Wall Street promotes the idea that profitability reigns supreme, but businesses should not be dictated by external expectations. Catering solely to Wall Street is akin to letting the tail wag the dog.

Profitability is indeed critical, but it should not come at the expense of long-term vision. Balancing risk and growth is essential. The most successful companies master the art of growing profitably, enhancing margins, and embracing efficiency.

In 2023, no one would have faulted Figma for hosting a modest developer conference. Yet, following the unexpected attention from the stalled Adobe acquisition, they seized the moment to conduct their largest conference ever, attracting over 8,500 attendees. This successful event repositioned Figma in the market, unlocking potential for future growth.

Embrace the Fundamentals

As humans, we often seek the latest trends, but novelty doesn't always equate to improvement. Growth and innovation are essential, yet simplicity can be powerful.

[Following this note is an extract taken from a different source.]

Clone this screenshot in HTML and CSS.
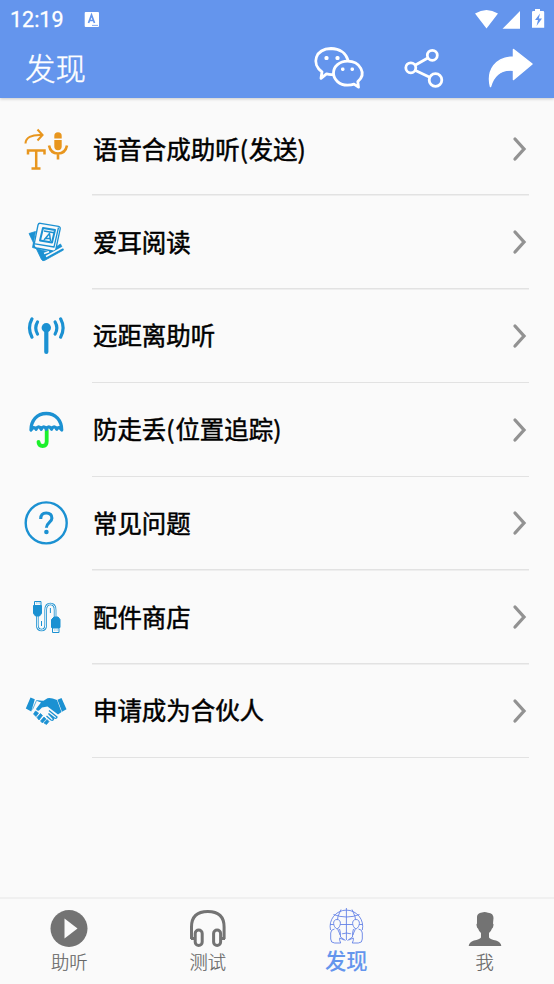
FILE: index.html
```html
<!DOCTYPE html>
<html lang="zh-CN">
<head>
<meta charset="utf-8">
<title>发现</title>
<link rel="stylesheet" href="styles.css">
</head>
<body>
<div class="app">
  <header class="header">
    <div class="status">
      <span class="clock">12:19</span>
      <svg class="input-mark" viewBox="84 10 16 17" width="16" height="17"><rect x="84.700" y="11" width="14.300" height="15" rx="1" fill="#fff"/><path d="M88.500 22l3-8 3 8M89.500 19.500h4" fill="none" stroke="#6495ed" stroke-width="1.700"/><path d="M92 24.400h6" stroke="#6495ed" stroke-width=".8"/></svg>
      <svg class="signals" viewBox="474 7 72 22" width="72" height="22" fill="#fff"><path d="M475 12.500q11.500-7 23 0L486.500 27.500zM502.500 27.800L520 10v17.800zM535 8h5v2h3q1.200 0 1.200 1.200v15.600H532V11.200Q532 10 533.200 10H535z"/><path d="M540 12.500l-5 6.500h3l-1.500 6 5.500-7.500h-3.200z" fill="#6495ed"/></svg>
    </div>
    <div class="toolbar">
      <h1>发现</h1>
      <svg class="actions" viewBox="310 42 228 52" width="228" height="52" fill="none" stroke="#fff" stroke-width="2.800" stroke-linejoin="round" stroke-linecap="round">
        <path d="M332.500 74.600q-3 .3-6-.8l-5.500 4.500 1-6.500C311 64 315 49 331 48.500c9 0 15 5 17 11.700"/>
        <path d="M347.500 61.200c-8 0-14 5.300-14 11.900s6 12 14 12q4 0 6.500-1l4.500 3-.7-5.500c9.500-8 2-20.400-10.300-20.400z"/>
        <g fill="#fff" stroke="none"><rect x="324.500" y="56" width="4" height="4" rx="1.500"/><rect x="335.500" y="56" width="4" height="4" rx="1.500"/><rect x="341" y="67.500" width="3.500" height="3.500" rx="1.400"/><rect x="350.500" y="67.500" width="3.500" height="3.500" rx="1.400"/></g>
        <circle cx="432.300" cy="55.300" r="5"/><circle cx="410.800" cy="67.800" r="5"/><circle cx="435.500" cy="80" r="6.300"/><path d="M415.500 65l12.300-7M415.500 70.500l14.200 6.700"/>
        <path d="M513.500 49.500L532 64l-18.500 15.500V70.300C502 69 494 75 490.500 86.500c-4-16 5-29.500 23-29.500z" fill="#fff" stroke-width="1.500"/>
      </svg>
    </div>
  </header>
  <main class="list">
    <div class="row">
      <svg class="icon" viewBox="22 125.500 48 48" fill="none" stroke="#e8961e" stroke-width="2.100"><path d="M25.500 144c0-6 6-9 16-8.500M37.500 130l5 5.500-5 5.500"/><path d="M28 155v-4h16.500V155M36.200 151v18M31.500 169h9" stroke-width="2.500"/><path d="M54.300 139v-2.500a3.700 3.700 0 0 1 7.400 0v2.500zM54.300 140.500h7.400v6.500a3.700 3.700 0 0 1-7.400 0z" fill="#e8961e" stroke="none"/><path d="M49 146c1 5 4 8 9 8s8-3 9-8M58 154v6" stroke-width="2.600"/></svg>
      <span class="label">语音合成助听<span class="paren">(</span>发送<span class="paren">)</span></span><svg class="chevron" viewBox="0 0 16 26"><path d="M3 3l9 10-9 10"/></svg>
    </div>
    <div class="row">
      <svg class="icon" viewBox="22 218 48 48" fill="none" stroke="#1b91d2" stroke-width="1.300" stroke-linejoin="round"><path d="M29 233.500l6.500-2-3 16 16 4.500 12-8 3 6-19 10.500q-2 .7-3-1z" fill="#1b91d2" stroke-width=".8"/><path d="M38 225q.5-2 2.500-1.700l18 3q2 .5 1.700 2.500L56 248.500q-.5 3-3.500 2.500l-16-3q-3-.8-2.300-4z" fill="#fafafa"/><path d="M35 243.800l19 3.200 4.500-19.500"/><path d="M43 228l12 2-3 12.500-12-2z" stroke-width="2"/><path d="M44 231l10 1.700M44 240l5.500-6.500 1 7.500M45.500 238.500h4.500" stroke-width="1.500"/><path d="M46 256.500l17-9.200M44 253.500l5-1.800" stroke="#fafafa" stroke-width="1.600"/></svg>
      <span class="label">爱耳阅读</span><svg class="chevron" viewBox="0 0 16 26"><path d="M3 3l9 10-9 10"/></svg>
    </div>
    <div class="row">
      <svg class="icon" viewBox="22 312 48 48" fill="none" stroke="#1b91d2" stroke-width="3.200" stroke-linecap="round"><circle cx="46.300" cy="327.800" r="4.700" fill="#1b91d2" stroke="none"/><path d="M46.300 329v23" stroke-width="4.200"/><path d="M32 318.800q-5 9.200 0 18.400M37.500 322q-3.500 6 0 12M60.600 318.800q5 9.200 0 18.400M55.100 322q3.500 6 0 12"/></svg>
      <span class="label">远距离助听</span><svg class="chevron" viewBox="0 0 16 26"><path d="M3 3l9 10-9 10"/></svg>
    </div>
    <div class="row">
      <svg class="icon" viewBox="22 406 48 48" fill="none" stroke-width="3.400" stroke-linecap="round" stroke-linejoin="round"><path d="M46.700 430v11.500q0 4.500-4 4.500-4.200 0-4.200-4.200" stroke="#1bf02a" stroke-width="3.800"/><path d="M31 430c0-9.500 6-16.500 15.300-16.500S61.700 420.500 61.700 430q-2.700-4.500-5-.8-2.500-4.500-5.200 0-2.700-4.500-5.200 0-2.500-4.500-5.100 0-2.500-4.500-5.100 0-2.400-3.700-5.100.8z" stroke="#1b91d2" stroke-width="3.300"/></svg>
      <span class="label">防走丢<span class="paren">(</span>位置追踪<span class="paren">)</span></span><svg class="chevron" viewBox="0 0 16 26"><path d="M3 3l9 10-9 10"/></svg>
    </div>
    <div class="row">
      <svg class="icon" viewBox="22 499.500 48 48" fill="none" stroke="#1b91d2"><circle cx="46.200" cy="523.400" r="20.500" stroke-width="2.400"/><path d="M40.700 519.500c0-4.300 2.300-6 5.500-6 3.500 0 5.700 2 5.700 5.300 0 4-5.500 4.500-5.500 9.500" stroke-width="3.100"/><circle cx="46.400" cy="532.500" r="2.300" fill="#1b91d2" stroke="none"/></svg>
      <span class="label">常见问题</span><svg class="chevron" viewBox="0 0 16 26"><path d="M3 3l9 10-9 10"/></svg>
    </div>
    <div class="row">
      <svg class="icon" viewBox="22 593 48 48" fill="none" stroke="#1b91d2"><path d="M37.300 616v9q0 5 4.200 5t4.200-5v-15q0-6 4.700-6t4.700 6v7" stroke-width="2.600"/><path d="M37.300 616v9q0 5 4.200 5t4.200-5v-15q0-6 4.700-6t4.700 6v7" stroke="#fafafa" stroke-width="1"/><path d="M33.500 605.500h8v8l-2 2.500h-4l-2-2.500zM51.500 627.500h8.500v-8l-2-2.500h-4l-2.500 2.500z" fill="#1b91d2"/><path d="M34.500 601.500h6.500v4h-6.500zM52.500 628h6.500v4.500h-6.500zM36.500 603h.8M38.700 603h.8M54.500 630h.8M56.700 630h.8M41.500 621v5M50.400 608v5"/></svg>
      <span class="label">配件商店</span><svg class="chevron" viewBox="0 0 16 26"><path d="M3 3l9 10-9 10"/></svg>
    </div>
    <div class="row">
      <svg class="icon" viewBox="22 687 48 48" fill="#1b91d2"><path d="M30.500 697.500l4.300 1.700-3.500 12.300-5.500-3zM61.500 698l-4 1.700 4.500 12 4.500-2.500z"/><path d="M36.500 700.500l7 .3 4-2.500q3-1 9.500 1.800l4.500 12-3.500 2.500-10.500-8-5.500 1-3 3q-2.500.3-3-1.500l5-6.500z"/><path d="M33.500 714l2-3 3 2-2.500 3.500zM37 717.500l3.500-4 2 2-3.500 4.500zM40.500 721l3.500-4 2 2-3.500 4zM44 723l3-3.500 2 2-2.500 3z" stroke="#1b91d2" stroke-width=".7" stroke-linejoin="round"/><path d="M32.500 709.500l4-9 5 1" fill="none" stroke="#1b91d2" stroke-width=".7"/><path d="M49 710.500l8 6.500q-.5 2-2.500 1l-6-4.500 5 5.500q-.5 2-2.500 1l-4.500-4" fill="none" stroke="#1b91d2" stroke-width="1.300"/></svg>
      <span class="label">申请成为合伙人</span><svg class="chevron" viewBox="0 0 16 26"><path d="M3 3l9 10-9 10"/></svg>
    </div>
  </main>
  <nav class="nav">
    <div class="tab"><svg viewBox="49 908 40 40"><circle cx="69" cy="928.500" r="18.500" fill="#737373"/><path d="M64.500 918.500L77.500 928.500 64.500 938.500z" fill="#fafafa"/></svg><span>助听</span></div>
    <div class="tab"><svg viewBox="188 908 40 40" fill="none" stroke="#737373" stroke-width="3"><path d="M191.500 939v-12q0-15.500 16.300-15.500t16.300 15.500v12"/><rect x="195.200" y="930" width="7" height="15.500" rx="3.500"/><rect x="213.600" y="930" width="7" height="15.500" rx="3.500"/><path d="M191 938.500h4M221 938.500h4"/></svg><span>测试</span></div>
    <div class="tab active"><svg viewBox="326 906 40 40" fill="none" stroke="#6482e6" stroke-width=".9"><path d="M330.500 930a16.300 16.300 0 1 1 31.800 0M346.400 908v32M330 924.500h32.500M341 909.500q-8 14 0 27M352 909.500q8 14 0 27M333.500 914.500q13 5 26 0M339 934.500q7.500-3 15 0"/><path d="M337 919.500c-5 0-4 7.500 0 9.500 4-2 5-9.500 0-9.500zM356 919.500c-5 0-4 7.500 0 9.500 4-2 5-9.500 0-9.500zM334.500 929q-3.800.5-3.800 4v6q0 4 4 4h6q-1.500-3-1-5l4.500 2M358.500 929q3.800.5 3.800 4v6q0 4-4 4h-6q1.500-3 1-5l-4.500 2M339.500 929q1 2 1 8l5 3.500M353.500 929q-1 2-1 8l-5 3.500" fill="#fafafa"/></svg><span>发现</span></div>
    <div class="tab"><svg viewBox="465 908 40 40" fill="#737373"><path d="M477 917q0-4 5-4.500 2.500-1.300 6 .2 5.500.5 5.500 5.300l-.5 5.500q1 .5.300 2.500-.3 2-1.300 2.500-1 3-3 4.500v4.500q1.500 2 7 3 5 1.500 5.300 5.500h-32.600q.3-4 5.300-5.500 5.500-1 7-3V933q-2-1.500-3-4.500-1-.5-1.300-2.500-.7-2 .3-2.500z"/></svg><span>我</span></div>
  </nav>
</div>
</body>
</html>
```

FILE: styles.css
```css
* { box-sizing: border-box; }
body {
  margin: 0;
  background: #fafafa;
  font-family: "Noto Sans CJK SC", sans-serif;
}
svg { display: block; flex: none; }
.app {
  display: flex;
  flex-direction: column;
  height: 984px;
  overflow: hidden;
}
.header {
  flex: none;
  height: 98px;
  background: #6495ed;
  color: #fff;
  box-shadow: 0 1px 3px rgba(0, 0, 0, .2);
}
.status {
  display: flex;
  align-items: center;
  height: 38px;
  padding: 0 8px 0 10px;
}
.clock {
  width: 74px;
  padding-top: 1px;
  font: 400 21.5px/38px Roboto, sans-serif;
  -webkit-text-stroke: .3px #fff;
}
.signals { margin-left: auto; }
.toolbar {
  display: flex;
  align-items: center;
  justify-content: space-between;
  height: 60px;
  padding: 0 16px 0 25px;
}
h1 {
  margin: 0 0 3px;
  font-size: 30.5px;
  font-weight: 300;
  line-height: 56px;
  -webkit-text-stroke: .4px #fff;
}
.list {
  flex: 1;
  padding-top: 4px;
}
.row {
  display: flex;
  align-items: center;
  height: 93.75px;
  padding: 0 26px 1px 22px;
  background: linear-gradient(#e2e2e2, #e2e2e2) 92px 100% / 437px 1.5px no-repeat;
}
.row:first-child { padding-bottom: 0; }
.icon {
  width: 48px;
  height: 48px;
  margin-right: 23px;
}
.label {
  flex: 1;
  padding-bottom: 1px;
  font-size: 24.45px;
  line-height: 36px;
  color: #000;
  -webkit-text-stroke: .5px #000;
}
.row:first-child .label { padding-bottom: 0; }
.paren { letter-spacing: .8px; }
.chevron {
  width: 16px;
  height: 26px;
  fill: none;
  stroke: #929292;
  stroke-width: 3.3;
  stroke-linecap: round;
}
.nav {
  flex: none;
  display: grid;
  grid-template-columns: repeat(4, 1fr);
  height: 87px;
  border-top: 2px solid #f0f0f0;
}
.tab {
  display: flex;
  flex-direction: column;
  align-items: center;
  padding-top: 9px;
  font-size: 18.3px;
  font-weight: 300;
  line-height: 26px;
  color: #666;
  -webkit-text-stroke: .2px #666;
}
.tab svg { width: 40px; height: 40px; }
.active {
  padding-top: 7px;
  font-size: 21.3px;
  font-weight: 500;
  line-height: 28px;
  color: #6495ed;
  -webkit-text-stroke: 0;
}
```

The pace of change is unprecedented, and 2024 promises to be a groundbreaking year. As founders and investors, we must remain vigilant against hype and stay grounded in the foundational principles that underpin any successful business:

- Visionary leadership

- Clear value propositions

- Well-defined target markets

- Products or services that deliver real value

These principles inspired our investment in Figma back in 2013. When I first met Dylan, then a 19-year-old intern at LinkedIn, there was little to indicate on paper that he or Evan would succeed. However, we believed in their vision and their commitment to creating a pivotal product design platform.

At Index, we prioritize people in our investment strategy. Entrepreneurship is a craft, and the entrepreneur is the master craftsman. Our role as investors is to support and empower them, recognizing that they know what’s best for their businesses.

The companies that will excel in 2024 will embody the true spirit of entrepreneurship, driven by grand aspirations, compelling visions, and unwavering dedication. I’m excited to witness the emergence of these leaders and to support them on their journey.